The thematic connection between chapters 1 and 10 around the issue of worship invites us to look more closely for linguistic parallels that might further illuminate the relationship between these chapters. Doing so reveals numerous semantic ties. Key terms play a role in both chapters, including “heart” (καρδία; 1:21, 24 and 10:1, 6, 8–10),54 “all” (πᾶς; 1:5, 7–8, 16, 18, 29 and 10:4, 11–13, 16, 18),55 “gospel (εὐαγγέλιον; 1:1, 9, 16 and 10:16), and “preach the gospel” (εὐαγγέλιζω; 1:15; 10:15).56 Moreover, both chapters include related “honor” and “shame” terminology (ἐπαισχύνομαι, 1:16; ἀτιμάζω, 1:4; ἀσχημοσύνη, 1:27 and καταισχύνω, 10:11). Admittedly, most of these terms occur frequently throughout Romans, so we should not make too much of their repetition in chapters 1 and 10. However, it is worth noting that chapter 10 marks the first reappearance of εὐαγγέλιον since 2:16 and the first time εὐαγγέλιζω has occurred since 1:15. Additionally, aside from 3:20, chapters 1 and 10 are the only two places where the word ἐπίγνωσις appears in Romans (1:28; 10:2) and the γνο– root features prominently in both (1:13, 19, 21, 28, 32 and 10:2–3, 19).57 Also, only these two chapters share the term ἀσύνετος (“ignorant” 1:21, 31; 10:19). These linguistic threads, thus, provide some warrant for listening to chs. 1 and 10 in stereo, and doing so only amplifies their mutual cultic resonances.
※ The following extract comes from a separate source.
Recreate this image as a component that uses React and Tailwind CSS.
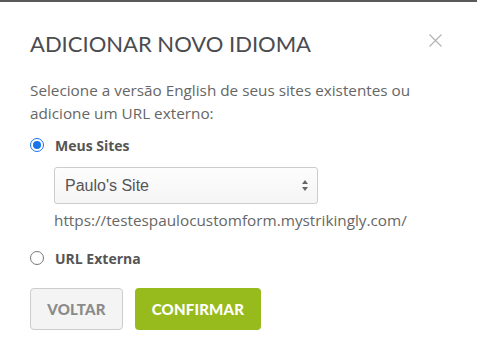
export default function App() {
  const sans = { fontFamily: '"Open Sans", "Noto Sans", sans-serif' };
  return (
    <div className="relative w-[477px] h-[354px] bg-white overflow-hidden" style={sans}>
      <div className="h-[2px] bg-[#5a5a5a]" />
      <div className="px-[30px] pt-[28px]">
        <div className="flex items-start justify-between">
          <h1 className="text-[22px] leading-[28px] text-[#4a4c50] tracking-[0px]" style={{ fontFamily: 'Lato, sans-serif' }}>
            ADICIONAR NOVO IDIOMA
          </h1>
          <svg className="mt-[4px] mr-[5px]" width="13" height="13" viewBox="0 0 13 13">
            <path d="M0.5 0.5 L12.5 12.5 M12.5 0.5 L0.5 12.5" stroke="#b0b0b0" strokeWidth="1.1" fill="none" />
          </svg>
        </div>
        <p className="mt-[21px] text-[15.3px] leading-[23px] text-[#666]">
          Selecione a versão English de seus sites existentes ou adicione um URL externo:
        </p>
        <div className="mt-[8px] flex items-center gap-[11px] h-[24px]">
          <span className="w-[14px] h-[14px] rounded-full border border-[#1a73e8] bg-white flex items-center justify-center">
            <span className="w-[8px] h-[8px] rounded-full bg-[#1a73e8]" />
          </span>
          <span className="text-[14px] font-bold text-[#555]">Meus Sites</span>
        </div>
        <div className="ml-[24px] mt-[10px] w-[264px] h-[37px] rounded-[3px] border border-[#ccc] bg-gradient-to-b from-[#fdfdfd] to-[#f5f5f5] flex items-center justify-between pl-[10px] pr-[9px]">
          <span className="text-[16px] text-[#555]" style={{ fontFamily: '"Liberation Sans", Arial, sans-serif' }}>Paulo's Site</span>
          <svg width="6" height="11" viewBox="0 0 6 11">
            <path d="M3 0 L6 4 L0 4 Z M0 7 L6 7 L3 11 Z" fill="#666" />
          </svg>
        </div>
        <div className="ml-[24px] mt-[4px] text-[15.3px] leading-[24px] text-[#666]">
          https://testespaulocustomform.mystrikingly.com/
        </div>
        <div className="mt-[14px] flex items-center gap-[11px] h-[24px]">
          <span className="w-[14px] h-[14px] rounded-full border border-[#777] bg-white" />
          <span className="text-[14px] font-bold text-[#555]">URL Externa</span>
        </div>
        <div className="mt-[18px] flex gap-[12px]">
          <button className="w-[93px] h-[42px] rounded-[4px] border border-[#ccc] bg-[#f4f4f4] text-[15px] font-black text-[#8a8a8a] tracking-[0.2px]" style={{ fontFamily: 'Lato, sans-serif' }}>
            VOLTAR
          </button>
          <button className="w-[126px] h-[42px] rounded-[4px] bg-[#97bb1d] text-[15px] font-black text-white tracking-[0.2px]" style={{ fontFamily: 'Lato, sans-serif' }}>
            CONFIRMAR
          </button>
        </div>
      </div>
    </div>
  );
}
If worship is a dominant theme in the letter it makes sense that Paul would mark his major transition from exposition to exhortation by closing chapter 11 with a doxology (11:33–36) and opening chapter 12 with a call to worship (12:1–3). In what follows, Paul provides a fuller picture of what it means to “call on the name of the Lord” by describing specific ways that the Christian community can “present your bodies as a living sacrifice, holy and acceptable to God, which is your spiritual act of worship” (12:1). The overtly liturgical language at this critical juncture echoes the theme Paul has sounded throughout the letter. Just as chapters 1 and 10 relate worship to knowledge, so also 12:2 connects worship with “the renewal of the mind.” Also, just as chapter 10 addresses a liturgical need for unity, so also chapter 12 describes the ministry of the church as a community with different gifts and many members, but only one body (12:4–8).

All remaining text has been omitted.